With Borges by Alberto Manguel, Thomas Allen, 106 pages, $19.95

This is a pamphlet disguised as a hardcover booklet, a short muse about a few years spent in the company of Jorge Luis Borges. Between 1964 to 1968, Alberto Manguel, then a 16-year-old bookstore clerk in Buenos Aires, was asked by the blind Borges to read aloud to him. This arrangement developed into a brief, but vibrant friendship.
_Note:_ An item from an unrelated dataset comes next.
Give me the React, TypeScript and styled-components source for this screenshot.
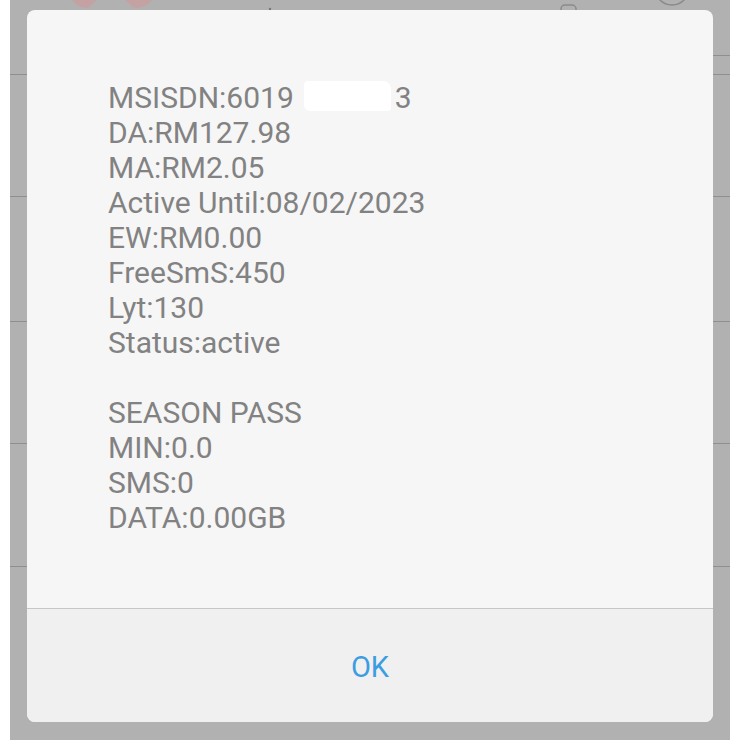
import React from "react";
import styled, { createGlobalStyle } from "styled-components";

const GlobalStyle = createGlobalStyle`
  html, body {
    margin: 0;
    padding: 0;
    background: #ffffff;
  }
  * {
    box-sizing: border-box;
  }
`;

const Page = styled.div`
  width: 740px;
  height: 740px;
  padding: 0 10px;
  background: #ffffff;
  position: relative;
  overflow: hidden;
  font-family: Roboto, "Liberation Sans", sans-serif;
`;

const Backdrop = styled.div`
  width: 100%;
  height: 100%;
  background: #b1b1b1;
  display: flex;
  flex-direction: column;
`;

const ListRow = styled.div<{ $h: number }>`
  height: ${(p) => p.$h}px;
  flex-shrink: 0;
  border-bottom: 1px solid #8f8f8f;
  position: relative;
`;

const HeaderRow = styled(ListRow)`
  display: flex;
  align-items: flex-start;
  justify-content: space-between;
`;

const HeaderRule = styled.div`
  position: absolute;
  right: 0;
  top: 55px;
  width: 40px;
  border-top: 1px solid #8f8f8f;
`;

const Dialog = styled.div`
  position: absolute;
  top: 10px;
  left: 27px;
  width: 686px;
  height: 712px;
  border-radius: 8px;
  overflow: hidden;
  background: #f6f6f6;
  display: flex;
  flex-direction: column;
`;

const Body = styled.div`
  flex: 1;
  padding: 70px 0 0 81px;
`;

const Line = styled.div`
  font-size: 30px;
  line-height: 35px;
  height: 35px;
  color: #828282;
  white-space: nowrap;
`;

const Redacted = styled.span`
  display: inline-block;
  width: 101px;
  height: 30px;
  vertical-align: -3px;
  position: relative;

  &::after {
    content: "";
    position: absolute;
    left: 10px;
    right: 4px;
    top: 0;
    bottom: 0;
    background: #ffffff;
    border-radius: 4px 8px 3px 6px;
  }
`;

const Footer = styled.div`
  height: 114px;
  flex-shrink: 0;
  border-top: 1px solid #c6c6c6;
  background: #f0f0f0;
  display: flex;
  align-items: center;
  justify-content: center;
`;

const OkButton = styled.button`
  background: none;
  border: none;
  padding: 0 20px;
  margin-top: 2px;
  font-family: Roboto, "Liberation Sans", sans-serif;
  font-size: 29px;
  color: #3c9de1;
  cursor: pointer;
`;

const lines = [
  "DA:RM127.98",
  "MA:RM2.05",
  "Active Until:08/02/2023",
  "EW:RM0.00",
  "FreeSmS:450",
  "Lyt:130",
  "Status:active",
  "",
  "SEASON PASS",
  "MIN:0.0",
  "SMS:0",
  "DATA:0.00GB",
];

export default function App() {
  return (
    <>
      <GlobalStyle />
      <Page>
        <Backdrop>
          <HeaderRow $h={75}>
            <svg width="720" height="20" viewBox="0 0 720 20">
              <path d="M62 0 Q68 8 78 8 L87 0 Z" fill="#c4a2a4" />
              <path d="M115 0 L124 8 Q136 8 142 0 Z" fill="#c4a2a4" />
              <circle cx="260" cy="9" r="1.2" fill="#777" />
              <rect x="551" y="5" width="15" height="14" rx="4" fill="none" stroke="#8a8a8a" strokeWidth="1.5" />
              <circle cx="662" cy="-12" r="17" fill="none" stroke="#8a8a8a" strokeWidth="1.5" />
            </svg>
            <HeaderRule />
          </HeaderRow>
          <ListRow $h={122} />
          <ListRow $h={125} />
          <ListRow $h={122} />
          <ListRow $h={123} />
        </Backdrop>
        <Dialog>
          <Body>
            <Line>
              MSISDN:6019
              <Redacted />3
            </Line>
            {lines.map((t, i) => (
              <Line key={i}>{t}</Line>
            ))}
          </Body>
          <Footer>
            <OkButton>OK</OkButton>
          </Footer>
        </Dialog>
      </Page>
    </>
  );
}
Manguel claims that "Almost every major writer in Spanish, this century, has acknowledged a debt to Borges, from Gabriel García Marquez to Julio Cortazar, from Carlos Fuentes to Severo Sarduy ..." Described as a memoir, this book is closer to hagiography -- although Manguel does acknowledge Borges' occasional cruelty and a "senseless, commonplace racism." Otherwise there is only praise upon praise for Borges' prestigious memory, his modesty, his charming tendency to share his dreams and many other quirks of this brilliant personality. (Fans of Borges will no doubt enjoy learning about his love for West Side Story, gangster films, westerns and detective novels.)
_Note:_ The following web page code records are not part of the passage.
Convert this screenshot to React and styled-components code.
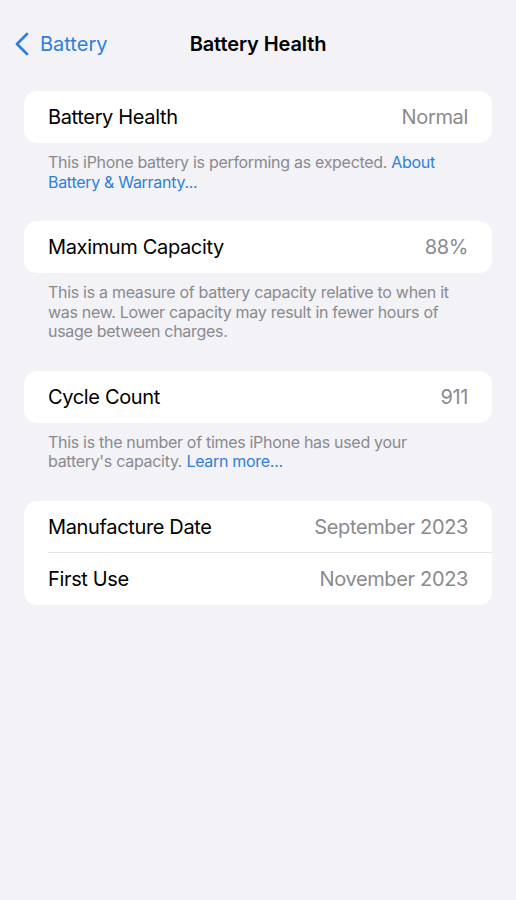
import React from 'react';
import styled, { createGlobalStyle } from 'styled-components';

const GlobalStyle = createGlobalStyle`
  html, body {
    margin: 0;
    padding: 0;
    background: #f2f2f7;
  }
  body {
    font-family: Inter, "Noto Sans", "Liberation Sans", sans-serif;
    -webkit-font-smoothing: antialiased;
  }
`

const Page = styled.div`
  width: 516px;
  min-height: 900px;
  background: #f2f2f7;
  box-sizing: border-box;
`

const NavBar = styled.div`
  position: relative;
  height: 44px;
  padding-top: 22px;
  display: flex;
  align-items: center;
  justify-content: center;
`

const BackButton = styled.div`
  position: absolute;
  left: 14px;
  top: 22px;
  height: 44px;
  display: flex;
  align-items: center;
  gap: 10px;
  color: #2f7fdb;
  font-size: 20px;
`

const Title = styled.div`
  font-size: 20px;
  font-weight: 600;
  color: #000;
  letter-spacing: -0.1px;
`

const Content = styled.div`
  padding: 25px 24px 0;
  display: flex;
  flex-direction: column;
`

const Section = styled.div`
  margin-bottom: ${p => p.$last ? 0 : 29}px;
`

const Card = styled.div`
  background: #fff;
  border-radius: 13px;
  overflow: hidden;
`

const Row = styled.div`
  height: 52px;
  display: flex;
  align-items: center;
  justify-content: space-between;
  padding: 0 24px;
  font-size: 20px;
  letter-spacing: -0.35px;
  position: relative;
  ${p => p.$divider && `
    &::after {
      content: '';
      position: absolute;
      left: 24px;
      right: 0;
      bottom: 0;
      height: 1px;
      background: #e3e3e8;
    }
  `}
`

const Label = styled.span`
  color: #000;
`

const Value = styled.span`
  color: #8a8a8e;
`

const Footer = styled.p`
  margin: 10px 0 0;
  padding: 0 24px;
  font-size: 16px;
  line-height: 19.5px;
  color: #8a8a8e;
  letter-spacing: -0.3px;
`

const Link = styled.span`
  color: #2f7fdb;
`

const Chevron = () => (
  <svg width="16" height="24" viewBox="0 0 16 24" fill="none">
    <path d="M13 2 L3 12 L13 22" stroke="#2f7fdb" strokeWidth="2.8" strokeLinecap="round" strokeLinejoin="round" />
  </svg>
)

export default function App() {
  return (
    <Page>
      <GlobalStyle />
      <NavBar>
        <BackButton>
          <Chevron />
          <span>Battery</span>
        </BackButton>
        <Title>Battery Health</Title>
      </NavBar>
      <Content>
        <Section>
          <Card>
            <Row><Label>Battery Health</Label><Value>Normal</Value></Row>
          </Card>
          <Footer>
            This iPhone battery is performing as expected. <Link>About Battery &amp; Warranty...</Link>
          </Footer>
        </Section>
        <Section>
          <Card>
            <Row><Label>Maximum Capacity</Label><Value>88%</Value></Row>
          </Card>
          <Footer>
            This is a measure of battery capacity relative to when it was new. Lower capacity may result in fewer hours of usage between charges.
          </Footer>
        </Section>
        <Section>
          <Card>
            <Row><Label>Cycle Count</Label><Value>911</Value></Row>
          </Card>
          <Footer>
            This is the number of times iPhone has used your battery's capacity. <Link>Learn more...</Link>
          </Footer>
        </Section>
        <Section $last>
          <Card>
            <Row $divider><Label>Manufacture Date</Label><Value>September 2023</Value></Row>
            <Row><Label>First Use</Label><Value>November 2023</Value></Row>
          </Card>
        </Section>
      </Content>
    </Page>
  );
}
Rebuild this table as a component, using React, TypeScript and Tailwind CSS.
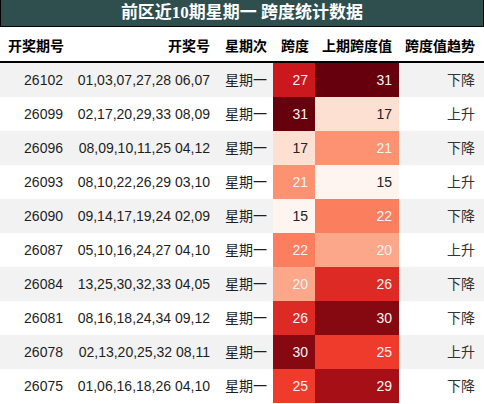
import React from 'react';

interface Row {
  issue: string;
  nums: string;
  weekday: string;
  span: number;
  prevSpan: number;
  trend: string;
}

const rows: Row[] = [
  { issue: '26102', nums: '01,03,07,27,28 06,07', weekday: '星期一', span: 27, prevSpan: 31, trend: '下降' },
  { issue: '26099', nums: '02,17,20,29,33 08,09', weekday: '星期一', span: 31, prevSpan: 17, trend: '上升' },
  { issue: '26096', nums: '08,09,10,11,25 04,12', weekday: '星期一', span: 17, prevSpan: 21, trend: '下降' },
  { issue: '26093', nums: '08,10,22,26,29 03,10', weekday: '星期一', span: 21, prevSpan: 15, trend: '上升' },
  { issue: '26090', nums: '09,14,17,19,24 02,09', weekday: '星期一', span: 15, prevSpan: 22, trend: '下降' },
  { issue: '26087', nums: '05,10,16,24,27 04,10', weekday: '星期一', span: 22, prevSpan: 20, trend: '上升' },
  { issue: '26084', nums: '13,25,30,32,33 04,05', weekday: '星期一', span: 20, prevSpan: 26, trend: '下降' },
  { issue: '26081', nums: '08,16,18,24,34 09,12', weekday: '星期一', span: 26, prevSpan: 30, trend: '下降' },
  { issue: '26078', nums: '02,13,20,25,32 08,11', weekday: '星期一', span: 30, prevSpan: 25, trend: '上升' },
  { issue: '26075', nums: '01,06,16,18,26 04,10', weekday: '星期一', span: 25, prevSpan: 29, trend: '下降' },
];

// Reds colour map, 15..31
const reds: Record<number, string> = {
  15: '#fff5f0',
  17: '#fee0d2',
  20: '#fca68a',
  21: '#fc9272',
  22: '#fb7e5e',
  25: '#ef3b2c',
  26: '#dd2a25',
  27: '#cb181d',
  29: '#a50f15',
  30: '#860811',
  31: '#67000d',
};

const font = { fontFamily: '"Liberation Sans", "Noto Sans CJK SC", sans-serif' };

function HeatCell({ value }: { value: number }) {
  return (
    <div
      className={`flex items-center justify-end px-[7px] whitespace-nowrap ${value >= 20 ? 'text-[#f4f4f4]' : 'text-[#222]'}`}
      style={{ backgroundColor: reds[value] }}
    >
      {value}
    </div>
  );
}

export default function App() {
  const cols = 'grid grid-cols-[71px_147px_55px_42px_84px_85px]';
  return (
    <div className="w-[484px] h-[404px] bg-white overflow-hidden" style={font}>
      {/* Title */}
      <div
        className="h-[27px] bg-[#2f4f4f] border border-t-0 border-black flex items-center justify-center text-white font-bold text-[17px] whitespace-nowrap"
        style={{ fontFamily: '"Liberation Serif", "Noto Sans CJK SC", serif' }}
      >
        前区近10期星期一 跨度统计数据
      </div>

      {/* Header */}
      <div className={`${cols} h-[36px] border-b-2 border-black text-[14px] font-bold text-black pt-[4px] whitespace-nowrap`}>
        <div className="flex items-center pl-[8px]">开奖期号</div>
        <div className="flex items-center justify-end pr-[8px]">开奖号</div>
        <div className="flex items-center justify-end pr-[6px]">星期次</div>
        <div className="flex items-center justify-end pr-[6px]">跨度</div>
        <div className="flex items-center justify-end pr-[7px]">上期跨度值</div>
        <div className="flex items-center justify-end pr-[9px]">跨度值趋势</div>
      </div>

      {/* Body */}
      {rows.map((r, i) => (
        <div
          key={r.issue}
          className={`${cols} h-[34px] text-[14px] text-[#1e1e1e] whitespace-nowrap ${i % 2 === 0 ? 'bg-[#f2f2f2]' : 'bg-white'}`}
        >
          <div className="flex items-center justify-end pr-[8px]">{r.issue}</div>
          <div className="flex items-center justify-end pr-[8px]">{r.nums}</div>
          <div className="flex items-center justify-end pr-[6px]">{r.weekday}</div>
          <HeatCell value={r.span} />
          <HeatCell value={r.prevSpan} />
          <div className="flex items-center justify-end pr-[9px] text-[#333]">{r.trend}</div>
        </div>
      ))}
    </div>
  );
}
At barely a hundred pages (including a handful of photos), With Borges does not pretend to be exhaustive; it is a mini-moir. It serves as an adjunct to the half-dozen pages Manguel spent discussing Borges in his critically acclaimed A History Of Reading, published in 1996.
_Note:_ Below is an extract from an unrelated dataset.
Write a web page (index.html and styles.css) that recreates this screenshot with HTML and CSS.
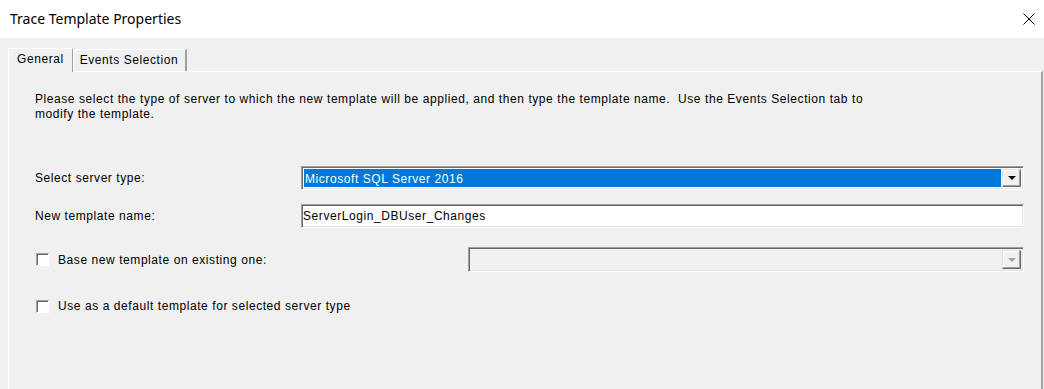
FILE: index.html
```html
<!DOCTYPE html>
<html lang="en">
<head>
    <meta charset="UTF-8">
    <title>Trace Template Properties</title>
    <link rel="stylesheet" href="styles.css">
</head>
<body>
    <div class="window">
        <div class="titlebar">
            <span class="title">Trace Template Properties</span>
            <svg class="close" width="12" height="12" viewBox="0 0 12 12">
                <path d="M0.5 0.5 L11.5 11.5 M11.5 0.5 L0.5 11.5" stroke="#000" stroke-width="1" fill="none"/>
            </svg>
        </div>

        <div class="dialog">
            <div class="tabs">
                <div class="tab active">General</div>
                <div class="tab">Events Selection</div>
            </div>

            <div class="panel">
                <p class="intro">Please select the type of server to which the new template will be applied, and then type the template name.&nbsp; Use the Events Selection tab to<br>modify the template.</p>

                <div class="row row-server">
                    <label class="label">Select server type:</label>
                    <div class="combo">
                        <div class="combo-value selected">Microsoft SQL Server 2016</div>
                        <div class="combo-btn"><span class="arrow"></span></div>
                    </div>
                </div>

                <div class="row row-name">
                    <label class="label">New template name:</label>
                    <div class="textbox">ServerLogin_DBUser_Changes</div>
                </div>

                <div class="row row-base">
                    <label class="check-label"><span class="checkbox"></span>Base new template on existing one:</label>
                    <div class="combo disabled">
                        <div class="combo-value"></div>
                        <div class="combo-btn"><span class="arrow"></span></div>
                    </div>
                </div>

                <div class="row row-default">
                    <label class="check-label"><span class="checkbox"></span>Use as a default template for selected server type</label>
                </div>
            </div>
        </div>
    </div>
</body>
</html>
```

FILE: styles.css
```css
body {
    margin: 0;
    width: 1044px;
    height: 389px;
    overflow: hidden;
    font-family: "Liberation Sans", Arial, sans-serif;
    font-size: 12px;
    letter-spacing: 0.57px;
    color: #000;
    background-color: #f0f0f0;
}
.window {
    display: flex;
    flex-direction: column;
    height: 389px;
}
.titlebar {
    height: 38px;
    display: flex;
    align-items: center;
    justify-content: space-between;
    padding: 0 9px 0 10px;
    background-color: #fff;
    letter-spacing: 0;
}
.title {
    font-family: "Noto Sans", sans-serif;
    font-size: 14px;
    padding-bottom: 1px;
}
.dialog {
    flex: 1;
    display: flex;
    flex-direction: column;
    padding: 9px 1px 0 8px;
}
.tabs {
    display: flex;
    align-items: flex-end;
    height: 24px;
}
.tab {
    height: 22px;
    padding: 0 7px 0 6px;
    line-height: 21px;
    border-top: 1px solid #fff;
    border-left: 1px solid #fff;
    border-right: 2px solid #a0a0a0;
    box-sizing: border-box;
}
.tab.active {
    height: 24px;
    line-height: 20px;
    padding: 0 8px 0 8px;
    border-right: 1px solid #a0a0a0;
    margin-bottom: -1px;
    background-color: #f0f0f0;
    position: relative;
    z-index: 1;
}
.panel {
    flex: 1;
    border-top: 1px solid #fff;
    border-left: 1px solid #fff;
    border-right: 2px solid #a0a0a0;
    padding: 0 17px 0 26px;
}
.intro {
    margin: 20px 0 0;
    line-height: 15px;
}
.row {
    display: flex;
    align-items: center;
}
.row-server {
    margin-top: 44px;
}
.row-name {
    margin-top: 14px;
}
.row-base {
    margin-top: 19px;
}
.row-default {
    margin-top: 27px;
}
.label {
    width: 266px;
    flex-shrink: 0;
}
.check-label {
    display: flex;
    align-items: center;
    width: 433px;
    flex-shrink: 0;
}
.checkbox {
    width: 11px;
    height: 11px;
    margin: 0 9px 0 1px;
    background-color: #fff;
    border: 1px solid;
    border-color: #a0a0a0 #fff #fff #a0a0a0;
    box-shadow: inset 1px 1px #696969;
}
.combo, .textbox {
    flex: 1;
    height: 24px;
    box-sizing: border-box;
    border: 1px solid;
    border-color: #a0a0a0 #fff #fff #a0a0a0;
    box-shadow: inset 1px 1px #696969, inset -1px -1px #e3e3e3;
    background-color: #fff;
}
.combo {
    display: flex;
    padding: 2px;
}
.combo.disabled {
    height: 25px;
    background-color: #f0f0f0;
}
.combo-value {
    flex: 1;
    padding-left: 1px;
    line-height: 20px;
}
.combo-value.selected {
    background-color: #0078d7;
    color: #fff;
    margin-right: 1px;
}
.combo-btn {
    width: 17px;
    display: flex;
    align-items: center;
    justify-content: center;
    background-color: #f0f0f0;
    border-top: 1px solid #e3e3e3;
    border-left: 1px solid #e3e3e3;
    border-right: 1px solid #696969;
    border-bottom: 1px solid #696969;
    box-shadow: inset -1px -1px #a0a0a0, inset 1px 1px #fff;
}
.arrow {
    width: 0;
    height: 0;
    border-left: 4px solid transparent;
    border-right: 4px solid transparent;
    border-top: 4px solid #000;
}
.combo.disabled .arrow {
    border-top-color: #a0a0a0;
}
.textbox {
    padding-left: 1px;
    line-height: 22px;
}
```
In the introduction to an anthology of creative non-fiction produced at the Banff Writing Centre, Manguel recounts that the central question a journalist who writes in the first person must answer is, "Why are you telling all this to me, a stranger?" Manguel himself, however, struggles with the answer to that question in With Borges. As if to negate the value of his reflections, he writes near the end of the book, "These are not memories; they are memories of memories of memories, and the events that sparked them have vanished away, leaving only a few images, a few words, and even those I can't be certain were as I think I remember them."

If his stories about Borges are but wisps of truth, at least they're wrapped in luminous poetry. Manguel recounts how Borges would demystify great writing, "taking paragraphs apart with the amorous intensity of a clockmaker." Other passages, describing how the great writer deals with the loss of sight, are resonant: "Borges will pass his hands over the spines of the books, as if feeling his way over the rugged surface of a map in relief and, even if he does not know the territory, his skin seems to read the geography for him."

Still, the impertinent question remains, "Why I am, Alberto Manguel, asking you, a stranger, to pay 20 bucks for this slim book?" To reduce the value of the written word to a crude calculus, weighing paragraphs as if they were bulk food is no doubt crass, as some will find Manguel's insights priceless. Otherwise, the library offers the perfect opportunity to explore this text.